EXERCISE DIRECTIONS: Below is a listing to write out in full, exactly as given, without its pictures.

SOURCE EXCERPT:
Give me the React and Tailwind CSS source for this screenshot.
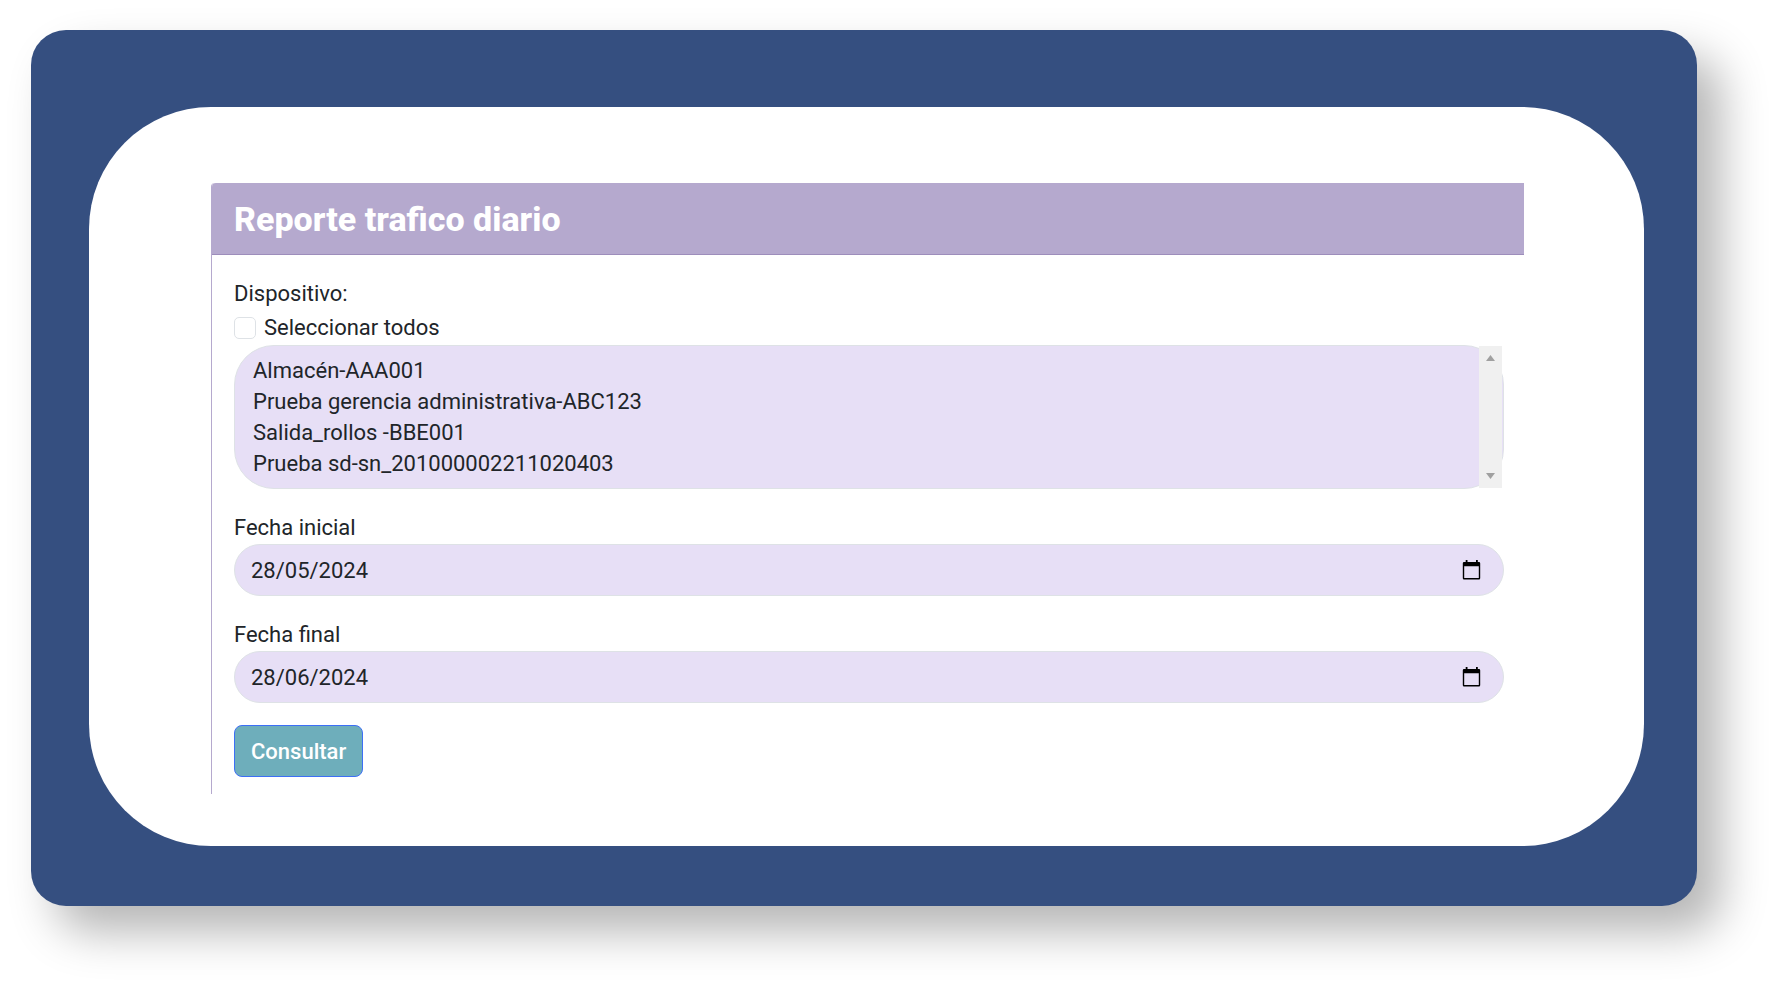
import { useState } from "react";

const devices = [
  "Almacén-AAA001",
  "Prueba gerencia administrativa-ABC123",
  "Salida_rollos -BBE001",
  "Prueba sd-sn_201000002211020403",
];

function CalendarIcon() {
  return (
    <svg viewBox="0 0 20 20" className="block size-5" aria-hidden="true">
      <path
        fill="#000"
        fillRule="evenodd"
        d="M3.700 0h1.800v2h8.500V0h1.800v2h1.200a1.200 1.200 0 0 1 1.200 1.200v15a1.200 1.200 0 0 1-1.200 1.200h-15A1.200 1.200 0 0 1 .800 18.200v-15A1.200 1.200 0 0 1 2 2h1.700zM2.200 6.300V18h14.600V6.300z"
      />
    </svg>
  );
}

function DateField({ id, label, initial }) {
  const [value, setValue] = useState(initial);
  return (
    <div className="mt-[22px]">
      <label htmlFor={id} className="block leading-[33px]">
        {label}
      </label>
      <div className="flex h-[52px] items-center rounded-full border border-[#dee2e6] bg-[#e7dff6] pr-[21px] pl-4">
        <input
          id={id}
          type="text"
          value={value}
          onChange={(e) => setValue(e.target.value)}
          className="min-w-0 flex-1 bg-transparent leading-[33px] outline-none"
        />
        <button type="button" aria-label={"Abrir calendario: " + label}>
          <CalendarIcon />
        </button>
      </div>
    </div>
  );
}

export default function App() {
  return (
    <div className="bg-white pt-[30px] pr-[83px] pb-[83px] pl-[31px] font-['Roboto','Liberation_Sans',sans-serif] text-[22px] text-[#212529]">
      <main className="rounded-[35px] bg-[#354f80] pt-[77px] pr-[53px] pb-[60px] pl-[58px] shadow-[24px_26px_46px_rgba(0,0,0,0.29)]">
        <section className="rounded-[122px] bg-white pt-[76px] pr-[120px] pb-[52px] pl-[122px]">
          <div className="rounded-t-[4px] border-l border-[#b5a9ce] bg-white">
            <header className="flex h-[72px] items-center rounded-tl-[4px] border-b border-[#9d8dbb] bg-[#b5a9ce] px-[22px]">
              <h1 className="text-[34px] leading-10 font-extrabold text-white">
                Reporte trafico diario
              </h1>
            </header>
            <form
              className="pt-[22px] pr-5 pb-[17px] pl-[22px]"
              onSubmit={(e) => e.preventDefault()}
            >
              <label htmlFor="dispositivo" className="block leading-[33px]">
                Dispositivo:
              </label>
              <div className="flex h-[35px] items-center gap-2">
                <input
                  id="todos"
                  type="checkbox"
                  className="size-[22px] appearance-none rounded-[5px] border border-[#dee2e6] bg-white checked:bg-[#b5a9ce]"
                />
                <label htmlFor="todos" className="leading-[33px]">
                  Seleccionar todos
                </label>
              </div>
              <div className="relative">
                <select
                  id="dispositivo"
                  multiple
                  size={4}
                  className="block h-36 w-full appearance-none overflow-hidden rounded-[40px] border border-[#dee2e6] bg-[#e7dff6] pt-3 pl-4 outline-none"
                >
                  {devices.map((d) => (
                    <option key={d} value={d} className="h-[31px] px-[2px] py-0 leading-[31px]">
                      {d}
                    </option>
                  ))}
                </select>
                <div
                  className="absolute inset-y-px right-[2px] flex w-[23px] flex-col items-center justify-between bg-[#f0f0f0] py-[9px]"
                  aria-hidden="true"
                >
                  <svg viewBox="0 0 9 6" className="h-[6px] w-[9px]">
                    <path d="M4.500 0 9 6H0z" fill="#a0a0a0" />
                  </svg>
                  <svg viewBox="0 0 9 6" className="h-[6px] w-[9px]">
                    <path d="M0 0h9L4.500 6z" fill="#a0a0a0" />
                  </svg>
                </div>
              </div>
              <DateField id="inicial" label="Fecha inicial" initial="28/05/2024" />
              <DateField id="final" label="Fecha final" initial="28/06/2024" />
              <button
                type="submit"
                className="mt-[22px] block h-[52px] rounded-lg border border-[#3d6ff5] bg-[#6eaebb] px-4 font-medium text-white"
              >
                Consultar
              </button>
            </form>
          </div>
        </section>
      </main>
    </div>
  );
}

EXERCISE RESPONSE:
Give me the React and Tailwind CSS source for this screenshot.
import { useState } from "react";

const devices = [
  "Almacén-AAA001",
  "Prueba gerencia administrativa-ABC123",
  "Salida_rollos -BBE001",
  "Prueba sd-sn_201000002211020403",
];

function CalendarIcon() {
  return (
    <svg viewBox="0 0 20 20" className="block size-5" aria-hidden="true">
      <path
        fill="#000"
        fillRule="evenodd"
        d="M3.700 0h1.800v2h8.500V0h1.800v2h1.200a1.200 1.200 0 0 1 1.200 1.200v15a1.200 1.200 0 0 1-1.200 1.200h-15A1.200 1.200 0 0 1 .800 18.200v-15A1.200 1.200 0 0 1 2 2h1.700zM2.200 6.300V18h14.600V6.300z"
      />
    </svg>
  );
}

function DateField({ id, label, initial }) {
  const [value, setValue] = useState(initial);
  return (
    <div className="mt-[22px]">
      <label htmlFor={id} className="block leading-[33px]">
        {label}
      </label>
      <div className="flex h-[52px] items-center rounded-full border border-[#dee2e6] bg-[#e7dff6] pr-[21px] pl-4">
        <input
          id={id}
          type="text"
          value={value}
          onChange={(e) => setValue(e.target.value)}
          className="min-w-0 flex-1 bg-transparent leading-[33px] outline-none"
        />
        <button type="button" aria-label={"Abrir calendario: " + label}>
          <CalendarIcon />
        </button>
      </div>
    </div>
  );
}

export default function App() {
  return (
    <div className="bg-white pt-[30px] pr-[83px] pb-[83px] pl-[31px] font-['Roboto','Liberation_Sans',sans-serif] text-[22px] text-[#212529]">
      <main className="rounded-[35px] bg-[#354f80] pt-[77px] pr-[53px] pb-[60px] pl-[58px] shadow-[24px_26px_46px_rgba(0,0,0,0.29)]">
        <section className="rounded-[122px] bg-white pt-[76px] pr-[120px] pb-[52px] pl-[122px]">
          <div className="rounded-t-[4px] border-l border-[#b5a9ce] bg-white">
            <header className="flex h-[72px] items-center rounded-tl-[4px] border-b border-[#9d8dbb] bg-[#b5a9ce] px-[22px]">
              <h1 className="text-[34px] leading-10 font-extrabold text-white">
                Reporte trafico diario
              </h1>
            </header>
            <form
              className="pt-[22px] pr-5 pb-[17px] pl-[22px]"
              onSubmit={(e) => e.preventDefault()}
            >
              <label htmlFor="dispositivo" className="block leading-[33px]">
                Dispositivo:
              </label>
              <div className="flex h-[35px] items-center gap-2">
                <input
                  id="todos"
                  type="checkbox"
                  className="size-[22px] appearance-none rounded-[5px] border border-[#dee2e6] bg-white checked:bg-[#b5a9ce]"
                />
                <label htmlFor="todos" className="leading-[33px]">
                  Seleccionar todos
                </label>
              </div>
              <div className="relative">
                <select
                  id="dispositivo"
                  multiple
                  size={4}
                  className="block h-36 w-full appearance-none overflow-hidden rounded-[40px] border border-[#dee2e6] bg-[#e7dff6] pt-3 pl-4 outline-none"
                >
                  {devices.map((d) => (
                    <option key={d} value={d} className="h-[31px] px-[2px] py-0 leading-[31px]">
                      {d}
                    </option>
                  ))}
                </select>
                <div
                  className="absolute inset-y-px right-[2px] flex w-[23px] flex-col items-center justify-between bg-[#f0f0f0] py-[9px]"
                  aria-hidden="true"
                >
                  <svg viewBox="0 0 9 6" className="h-[6px] w-[9px]">
                    <path d="M4.500 0 9 6H0z" fill="#a0a0a0" />
                  </svg>
                  <svg viewBox="0 0 9 6" className="h-[6px] w-[9px]">
                    <path d="M0 0h9L4.500 6z" fill="#a0a0a0" />
                  </svg>
                </div>
              </div>
              <DateField id="inicial" label="Fecha inicial" initial="28/05/2024" />
              <DateField id="final" label="Fecha final" initial="28/06/2024" />
              <button
                type="submit"
                className="mt-[22px] block h-[52px] rounded-lg border border-[#3d6ff5] bg-[#6eaebb] px-4 font-medium text-white"
              >
                Consultar
              </button>
            </form>
          </div>
        </section>
      </main>
    </div>
  );
}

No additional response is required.